Akpanudoedehe also doubled down on the government's position that Twitter's unwholesome activities are detrimental to the peace and public order in Nigeria, but last week's ban was announced days after the social media giant deleted a tweet from President Buhari's official account after it was deemed to have violated its rules.

The tweet had been widely reported by Nigerians as harmful after the president appeared to threaten separatist agitators in the south east region with a repeat of the civil war that killed millions between 1967 and 1970.

The Minister of Information and Culture, Lai Mohammed, said the action made Twitter's mission in Nigeria suspicious, especially in light of its past actions considered an affront to the Nigerian government.

The Minister of Justice and Attorney General of the Federation (AGF), Abubakar Malami, has threatened Nigerians using VPNs to access the social media platform with prosecution, but has failed to clearly outline the crime committed.

The decision to suspend Twitter has been considered by many as a backdoor policy to finally enforce a social media regulation that Nigerians have been pushing hard against especially under President Buhari.

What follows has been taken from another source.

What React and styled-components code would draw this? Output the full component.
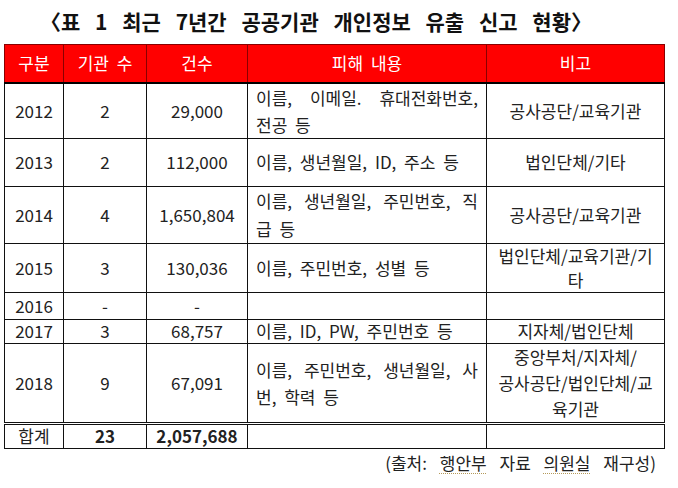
import React from "react";
import styled, { createGlobalStyle } from "styled-components";

const Global = createGlobalStyle`
  html, body { margin: 0; padding: 0; background: #fff; }
  body { font-family: "Noto Sans CJK KR", "Noto Sans", sans-serif; color: #222; }
`;

const Page = styled.div`
  width: 678px;
  height: 488px;
  box-sizing: border-box;
  padding-left: 4px;
  overflow: hidden;
`;

const Title = styled.div`
  height: 44px;
  box-sizing: border-box;
  padding: 6px 0 0 36px;
  font-size: 21px;
  font-weight: 700;
  line-height: 30px;
  word-spacing: 10px;
  color: #111;
  white-space: nowrap;
`;

const Table = styled.table`
  border-collapse: collapse;
  table-layout: fixed;
  width: 660px;
  font-size: 17px;
`;

const Row = styled.tr`
  height: ${(p) => p.$h}px;
`;

const HeadCell = styled.th`
  background: #ff0000;
  color: #fff;
  font-weight: 400;
  font-size: 17px;
  line-height: 22px;
  word-spacing: 4px;
  padding: 0;
  border: 1px solid #8a0000;
  border-bottom: 2px solid #000;
  text-align: center;
  vertical-align: middle;
`;

const Cell = styled.td`
  border: 1px solid #111;
  padding: 0 ${(p) => (p.$desc ? "8px" : "2px")};
  text-align: ${(p) => (p.$desc ? "left" : "center")};
  vertical-align: middle;
  line-height: ${(p) => p.$lh || 22}px;
  font-weight: ${(p) => (p.$bold ? 700 : 400)};
  border-top: ${(p) => (p.$double ? "3px double #111" : "1px solid #111")};
  white-space: nowrap;
  word-spacing: ${(p) => (p.$desc ? "4px" : "0")};
  color: #222;
`;

const JustLine = styled.div`
  display: flex;
  justify-content: space-between;
`;

const Line = styled.div``;

const Source = styled.div`
  width: 652px;
  text-align: right;
  font-size: 17px;
  line-height: 26px;
  margin-top: 1px;
  color: #222;
  word-spacing: 9px;
  white-space: nowrap;
`;

const Mark = styled.span`
  text-decoration: underline dotted #b59a5a;
  text-decoration-thickness: 1px;
  text-underline-offset: 3px;
`;

const widths = [59, 83, 101, 239, 178];

const rows = [
  { y: "2012", n: "2", c: "29,000", h: 54, lh: 27, desc: [{ j: ["이름,", "이메일.", "휴대전화번호,"] }, "전공 등"], note: ["공사공단/교육기관"] },
  { y: "2013", n: "2", c: "112,000", h: 48, desc: ["이름, 생년월일, ID, 주소 등"], note: ["법인단체/기타"] },
  { y: "2014", n: "4", c: "1,650,804", h: 54, lh: 28, desc: [{ j: ["이름,", "생년월일,", "주민번호,", "직"] }, "급 등"], note: ["공사공단/교육기관"] },
  { y: "2015", n: "3", c: "130,036", h: 49, desc: ["이름, 주민번호, 성별 등"], note: ["법인단체/교육기관/기", "타"], nlh: 24 },
  { y: "2016", n: "-", c: "-", h: 27, desc: [], note: [] },
  { y: "2017", n: "3", c: "68,757", h: 24, desc: ["이름, ID, PW, 주민번호 등"], note: ["지자체/법인단체"] },
  { y: "2018", n: "9", c: "67,091", h: 80, lh: 27, desc: [{ j: ["이름,", "주민번호,", "생년월일,", "사"] }, "번, 학력 등"], note: ["중앙부처/지자체/", "공사공단/법인단체/교", "육기관"], nlh: 26 },
];

function Desc({ lines }) {
  return lines.map((l, i) =>
    typeof l === "string" ? (
      <Line key={i}>{l}</Line>
    ) : (
      <JustLine key={i}>
        {l.j.map((w, k) => (
          <span key={k}>{w}</span>
        ))}
      </JustLine>
    )
  );
}

export default function App() {
  return (
    <Page>
      <Global />
      <Title>〈표 1 최근 7년간 공공기관 개인정보 유출 신고 현황〉</Title>
      <Table>
        <colgroup>
          {widths.map((w, i) => (
            <col key={i} style={{ width: w }} />
          ))}
        </colgroup>
        <thead>
          <Row $h={38}>
            <HeadCell>구분</HeadCell>
            <HeadCell>기관 수</HeadCell>
            <HeadCell>건수</HeadCell>
            <HeadCell>피해 내용</HeadCell>
            <HeadCell>비고</HeadCell>
          </Row>
        </thead>
        <tbody>
          {rows.map((r) => (
            <Row key={r.y} $h={r.h}>
              <Cell>{r.y}</Cell>
              <Cell>{r.n}</Cell>
              <Cell>{r.c}</Cell>
              <Cell $desc $lh={r.lh}>
                <Desc lines={r.desc} />
              </Cell>
              <Cell $lh={r.nlh}>
                {r.note.map((t, i) => (
                  <Line key={i}>{t}</Line>
                ))}
              </Cell>
            </Row>
          ))}
          <Row $h={25}>
            <Cell $double>합계</Cell>
            <Cell $double $bold>23</Cell>
            <Cell $double $bold>2,057,688</Cell>
            <Cell $double $desc></Cell>
            <Cell $double></Cell>
          </Row>
        </tbody>
      </Table>
      <Source>
        (출처: <Mark>행안부</Mark> 자료 <Mark>의원실</Mark> 재구성)
      </Source>
    </Page>
  );
}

Following the announcement of the ban, Mohammed said the National Broadcasting Commission (NBC) has been directed to immediately commence the process of licensing all over-the-top media service and social media operations in the country.

This will affect the Nigerian operations of giants like Netflix, WhatsApp, Instagram, Facebook, Zoom, YouTube, and many more.

This development is expected to significantly impact the tech eco-system in Nigeria, considered one of the country's shining lights in the midst of years of escalating poverty, ballooning unemployment rate, and struggling economy.